To use other versions of salmon, just replace the link to the executable in the above command with yours.

Configure simpleaf

To tell simpleaf that its dependencies are ready to use, we need to give the path to the executables in simpleaf set-paths. If the paths to some dependencies are in your PATH environment variable, you can just skip setting them, as simpleaf set-paths will check your PATH to find them.
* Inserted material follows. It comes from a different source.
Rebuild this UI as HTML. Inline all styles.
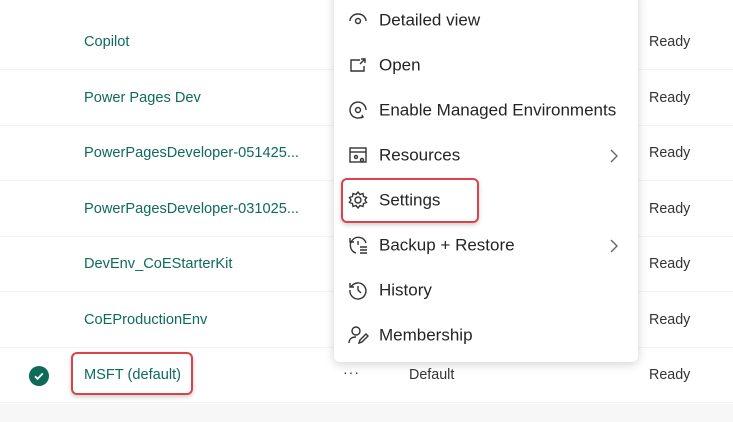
<!DOCTYPE html>
<html><head><meta charset="utf-8"><style>
*{margin:0;padding:0;box-sizing:border-box}
body{width:733px;height:422px;overflow:hidden;background:#fff;font-family:"Segoe UI","Liberation Sans",sans-serif;position:relative}
.row{position:absolute;left:0;width:733px;height:55px;border-bottom:1px solid #f3f3f3;background:#fff}
.name{position:absolute;left:84px;font-size:14.6px;color:#0e6b5a;top:50%;transform:translateY(-50%)}
.st{position:absolute;left:649px;font-size:14.3px;color:#333;top:50%;transform:translateY(-50%)}
.menu{position:absolute;left:334px;top:-10px;width:304px;height:372px;background:#fff;border-radius:6px;box-shadow:0 2px 10px rgba(0,0,0,.18)}
.it{position:absolute;left:0;width:304px;height:45px}
.it span{position:absolute;left:45px;top:50%;transform:translateY(-52%);font-size:17px;color:#242424}
.it svg{position:absolute;left:13px;top:11px;width:22px;height:22px;fill:none;stroke:#333;stroke-width:1.4}
.box{position:absolute;border:2px solid #d9434a;border-radius:6px;box-shadow:0 2px 4px rgba(0,0,0,.2)}
</style></head><body>
<div class="row" style="top:15px"><div class="name">Copilot</div><div class="st">Ready</div></div>
<div class="row" style="top:71px"><div class="name">Power Pages Dev</div><div class="st">Ready</div></div>
<div class="row" style="top:126px"><div class="name">PowerPagesDeveloper-051425...</div><div class="st">Ready</div></div>
<div class="row" style="top:182px"><div class="name">PowerPagesDeveloper-031025...</div><div class="st">Ready</div></div>
<div class="row" style="top:237px"><div class="name">DevEnv_CoEStarterKit</div><div class="st">Ready</div></div>
<div class="row" style="top:293px"><div class="name">CoEProductionEnv</div><div class="st">Ready</div></div>
<div class="row" style="top:348px"><div class="name">MSFT (default)</div><div class="st">Ready</div>
<div style="position:absolute;left:409px;top:50%;transform:translateY(-50%);font-size:14.3px;color:#333">Default</div>
<div style="position:absolute;left:343px;top:16px;font-size:14px;color:#333;letter-spacing:1px">···</div>
<svg style="position:absolute;left:29px;top:18px" width="20" height="20" viewBox="0 0 20 20"><circle cx="10" cy="10" r="10" fill="#0e6b5a"/><path d="M6 10.3l2.6 2.5 5.2-5.4" stroke="#fff" stroke-width="1.8" fill="none"/></svg>
</div>
<div style="position:absolute;left:0;top:404px;width:733px;height:18px;background:#f7f7f7"></div>
<div class="box" style="left:71px;top:352px;width:122px;height:43px"></div>

<div class="menu">
<div class="it" style="top:8px"><svg viewBox="0 0 22 22"><path d="M3 12a8 7 0 0 1 16 0"/><circle cx="11" cy="12" r="2.5"/></svg><span>Detailed view</span></div>
<div class="it" style="top:53px"><svg viewBox="0 0 22 22"><path d="M13 6H4v11h13v-5"/><path d="M14 5h4v4M18 5l-5 5"/></svg><span>Open</span></div>
<div class="it" style="top:98px"><svg viewBox="0 0 22 22"><path d="M15 18A8 8 0 1 1 19 11"/><circle cx="11" cy="11" r="2.5"/><path d="M14 19l2-1-1-2"/></svg><span>Enable Managed Environments</span></div>
<div class="it" style="top:143px"><svg viewBox="0 0 22 22"><rect x="3" y="4" width="16" height="14"/><path d="M3 8h16"/><circle cx="9" cy="13" r="1.5"/><circle cx="15" cy="16" r="1.5"/></svg><span>Resources</span><svg viewBox="0 0 10 16" style="left:275px;top:15px;width:10px;height:16px;stroke:#666"><path d="M2 2l6 6-6 6"/></svg></div>
<div class="it" style="top:188px"><svg viewBox="0 0 22 22"><circle cx="11" cy="11" r="3"/><path d="M11 3l2 2.5 3-1 .5 3 3 1-1.5 2.5 1.5 2.5-3 1-.5 3-3-1-2 2.5-2-2.5-3 1-.5-3-3-1L4 11 2.5 8.5l3-1 .5-3 3 1z"/></svg><span>Settings</span></div>
<div class="it" style="top:233px"><svg viewBox="0 0 22 22"><path d="M9 19A8 8 0 1 1 19 9"/><path d="M3 4v4h4"/><path d="M11 7v4M13 13h7M13 16h7M13 19h7"/></svg><span>Backup + Restore</span><svg viewBox="0 0 10 16" style="left:275px;top:15px;width:10px;height:16px;stroke:#666"><path d="M2 2l6 6-6 6"/></svg></div>
<div class="it" style="top:278px"><svg viewBox="0 0 22 22"><path d="M4 8A8 8 0 1 1 3 11"/><path d="M3 4v4h4"/><path d="M11 7v4l3 3"/></svg><span>History</span></div>
<div class="it" style="top:323px"><svg viewBox="0 0 22 22"><circle cx="9" cy="7" r="4"/><path d="M2 19c0-4 3-6 7-6"/><path d="M12 19l1-3 6-6 2 2-6 6z"/></svg><span>Membership</span></div>
</div>
<div class="box" style="left:341px;top:178px;width:138px;height:45px"></div>
</body></html>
Here we assume that alevin-fry was installed by calling cargo install alevin-fry and its path is in the PATH variable, and everything else was compiled from source code, and their path is not in your PATH.

cd $AF_SAMPLE_DIR

# simpleaf configuration
simpleaf set-paths \
--pyroe $AF_SAMPLE_DIR/pyroe/bin/pyroe \
--salmon $AF_SAMPLE_DIR/salmon/bin/salmon \
--piscem $AF_SAMPLE_DIR/piscem/target/release/piscem

If alevin-fry is not in your PATH, you can add its path to the above command.

cd $AF_SAMPLE_DIR

# simpleaf configuration
simpleaf set-paths \
--pyroe $AF_SAMPLE_DIR/pyroe/bin/pyroe \
--salmon $AF_SAMPLE_DIR/salmon/bin/salmon \
--alevin-fry $AF_SAMPLE_DIR/alevin-fry/target/release/alevin-fry \
--piscem $AF_SAMPLE_DIR/piscem/target/release/piscem

Summary

In conclusion, simpleaf drastically reduces the number of shell commands one must run to generate a gene count matrix from scRNA-seq FASTQ files. It can be quickly accessed from conda and the usefulaf docker/singularity image.